The benchmark suite includes, for example, a parser generator, a bytecode optimizer, a Java based Python interpreter, and some of the non-GUI unit tests for the Eclipse IDE. It is fairly simple to run and makes for an interesting collection of benchmarks that stresses some typical applications of Java.

Real world applications

Of course, one should not underestimate the usefulness of keeping a library of real world applications around for benchmarking, if they can exercise relevant areas of your code. For example, for developers of a Java web server, including a couple of free Java web servers in the benchmarking matrix is probably a good idea to make sure that competitive advantage is maintained over them.

The authors of this book, and their JVM development teams use, with kind permission, a collection of customer applications that have caused performance issues with JRockit over the years. This enables us to better understand performance and make sure that no regressions appear. These applications have been turned into benchmarks that are executed in known environments in nightly or weekly performance runs. Smaller benchmarks are run more often.
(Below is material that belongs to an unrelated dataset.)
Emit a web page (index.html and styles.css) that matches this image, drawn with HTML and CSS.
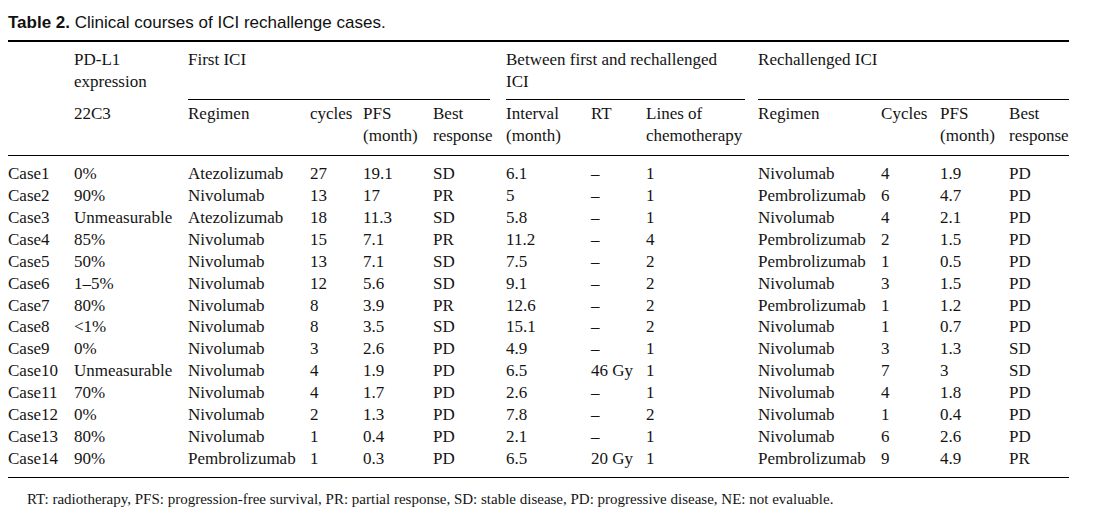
FILE: index.html
```html
<!DOCTYPE html>
<html>
<head>
<meta charset="utf-8">
<link rel="stylesheet" href="styles.css">
</head>
<body>
<div class="page">
  <div class="title"><b>Table 2.</b> Clinical courses of ICI rechallenge cases.</div>
  <table class="ici">
    <colgroup>
      <col style="width:66px"><col style="width:114px"><col style="width:122px"><col style="width:53px">
      <col style="width:70px"><col style="width:73px"><col style="width:85px"><col style="width:55px">
      <col style="width:112px"><col style="width:123px"><col style="width:59px"><col style="width:69px">
      <col style="width:60px">
    </colgroup>
    <thead>
      <tr class="h1">
        <th></th>
        <th class="pd">PD-L1<br>expression</th>
        <th colspan="4"><div class="grp g1">First ICI</div></th>
        <th colspan="3"><div class="grp g2">Between first and rechallenged<br>ICI</div></th>
        <th colspan="4"><div class="grp">Rechallenged ICI</div></th>
      </tr>
      <tr class="h2">
        <th></th>
        <th>22C3</th>
        <th>Regimen</th>
        <th>cycles</th>
        <th>PFS<br>(month)</th>
        <th>Best<br>response</th>
        <th>Interval<br>(month)</th>
        <th>RT</th>
        <th>Lines of<br>chemotherapy</th>
        <th>Regimen</th>
        <th>Cycles</th>
        <th>PFS<br>(month)</th>
        <th>Best<br>response</th>
      </tr>
    </thead>
    <tbody>
      <tr><td>Case1</td><td>0%</td><td>Atezolizumab</td><td>27</td><td>19.1</td><td>SD</td><td>6.1</td><td>–</td><td>1</td><td>Nivolumab</td><td>4</td><td>1.9</td><td>PD</td></tr>
      <tr><td>Case2</td><td>90%</td><td>Nivolumab</td><td>13</td><td>17</td><td>PR</td><td>5</td><td>–</td><td>1</td><td>Pembrolizumab</td><td>6</td><td>4.7</td><td>PD</td></tr>
      <tr><td>Case3</td><td>Unmeasurable</td><td>Atezolizumab</td><td>18</td><td>11.3</td><td>SD</td><td>5.8</td><td>–</td><td>1</td><td>Nivolumab</td><td>4</td><td>2.1</td><td>PD</td></tr>
      <tr><td>Case4</td><td>85%</td><td>Nivolumab</td><td>15</td><td>7.1</td><td>PR</td><td>11.2</td><td>–</td><td>4</td><td>Pembrolizumab</td><td>2</td><td>1.5</td><td>PD</td></tr>
      <tr><td>Case5</td><td>50%</td><td>Nivolumab</td><td>13</td><td>7.1</td><td>SD</td><td>7.5</td><td>–</td><td>2</td><td>Pembrolizumab</td><td>1</td><td>0.5</td><td>PD</td></tr>
      <tr><td>Case6</td><td>1–5%</td><td>Nivolumab</td><td>12</td><td>5.6</td><td>SD</td><td>9.1</td><td>–</td><td>2</td><td>Nivolumab</td><td>3</td><td>1.5</td><td>PD</td></tr>
      <tr><td>Case7</td><td>80%</td><td>Nivolumab</td><td>8</td><td>3.9</td><td>PR</td><td>12.6</td><td>–</td><td>2</td><td>Pembrolizumab</td><td>1</td><td>1.2</td><td>PD</td></tr>
      <tr><td>Case8</td><td>&lt;1%</td><td>Nivolumab</td><td>8</td><td>3.5</td><td>SD</td><td>15.1</td><td>–</td><td>2</td><td>Nivolumab</td><td>1</td><td>0.7</td><td>PD</td></tr>
      <tr><td>Case9</td><td>0%</td><td>Nivolumab</td><td>3</td><td>2.6</td><td>PD</td><td>4.9</td><td>–</td><td>1</td><td>Nivolumab</td><td>3</td><td>1.3</td><td>SD</td></tr>
      <tr><td>Case10</td><td>Unmeasurable</td><td>Nivolumab</td><td>4</td><td>1.9</td><td>PD</td><td>6.5</td><td>46 Gy</td><td>1</td><td>Nivolumab</td><td>7</td><td>3</td><td>SD</td></tr>
      <tr><td>Case11</td><td>70%</td><td>Nivolumab</td><td>4</td><td>1.7</td><td>PD</td><td>2.6</td><td>–</td><td>1</td><td>Nivolumab</td><td>4</td><td>1.8</td><td>PD</td></tr>
      <tr><td>Case12</td><td>0%</td><td>Nivolumab</td><td>2</td><td>1.3</td><td>PD</td><td>7.8</td><td>–</td><td>2</td><td>Nivolumab</td><td>1</td><td>0.4</td><td>PD</td></tr>
      <tr><td>Case13</td><td>80%</td><td>Nivolumab</td><td>1</td><td>0.4</td><td>PD</td><td>2.1</td><td>–</td><td>1</td><td>Nivolumab</td><td>6</td><td>2.6</td><td>PD</td></tr>
      <tr><td>Case14</td><td>90%</td><td>Pembrolizumab</td><td>1</td><td>0.3</td><td>PD</td><td>6.5</td><td>20 Gy</td><td>1</td><td>Pembrolizumab</td><td>9</td><td>4.9</td><td>PR</td></tr>
    </tbody>
  </table>
  <div class="note">RT: radiotherapy, PFS: progression-free survival, PR: partial response, SD: stable disease, PD: progressive disease, NE: not evaluable.</div>
</div>
</body>
</html>
```

FILE: styles.css
```css
html, body {
  margin: 0;
  padding: 0;
  background: #ffffff;
  color: #141414;
}

.page {
  padding: 0 8px;
}

.title {
  font-family: "Liberation Sans", Arial, sans-serif;
  font-size: 17px;
  line-height: 20px;
  padding-top: 13px;
  margin-bottom: 7px;
  color: #111;
  white-space: nowrap;
}

.title b {
  font-weight: bold;
}

.ici {
  width: 1061px;
  table-layout: fixed;
  border-collapse: separate;
  border-spacing: 0;
  border-top: 2px solid #000;
  border-bottom: 1px solid #000;
  font-family: "Liberation Serif", "Times New Roman", serif;
  font-size: 17px;
  line-height: 22px;
}

.ici th,
.ici td {
  padding: 0;
  text-align: left;
  vertical-align: top;
  font-weight: normal;
  white-space: nowrap;
}

.h1 th {
  padding: 0;
}

.h1 th.pd {
  padding-top: 7px;
}

.grp {
  padding-top: 7px;
  height: 50px;
  border-bottom: 1px solid #000;
}

.grp.g1 {
  margin-right: 16px;
}

.grp.g2 {
  margin-right: 13px;
}

.h2 th {
  padding-top: 3px;
  padding-bottom: 8px;
  border-bottom: 1px solid #000;
}

.ici tbody td {
  line-height: 21.92px;
}

.ici tbody tr:first-child td {
  padding-top: 7px;
}

.ici tbody tr:last-child td {
  padding-bottom: 7px;
}

.note {
  font-family: "Liberation Serif", "Times New Roman", serif;
  font-size: 15px;
  line-height: 20px;
  margin-top: 11px;
  padding-left: 19px;
  white-space: nowrap;
}
```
Having "thrashatons" for a development team every now and then is a fun and useful activity. Have the developers spend a few days deploying their product on every kind of relevant (and not so relevant) compatible application platform downloaded from the web. This helps weed out bugs and performance problems. While, naturally, finding thrashaton fodder for a JVM or a compiler is easy (the input is any Java program), there is still plenty of source out there for testing more specialized platforms. Also look for load generators, network tests, and other platform-agnostic products that can stress an application until unknown issues pop up.

Our recommendation is always to keep a large "zoo" of applications around, for platform testing. If your platform is a J2EE application, deploy it on several application servers. If it is a mathematical package, run it with several JVMs and different java.lang.math implementations, and so on. Storage is cheap—so never throw anything away. Test, benchmark, improve, and repeat!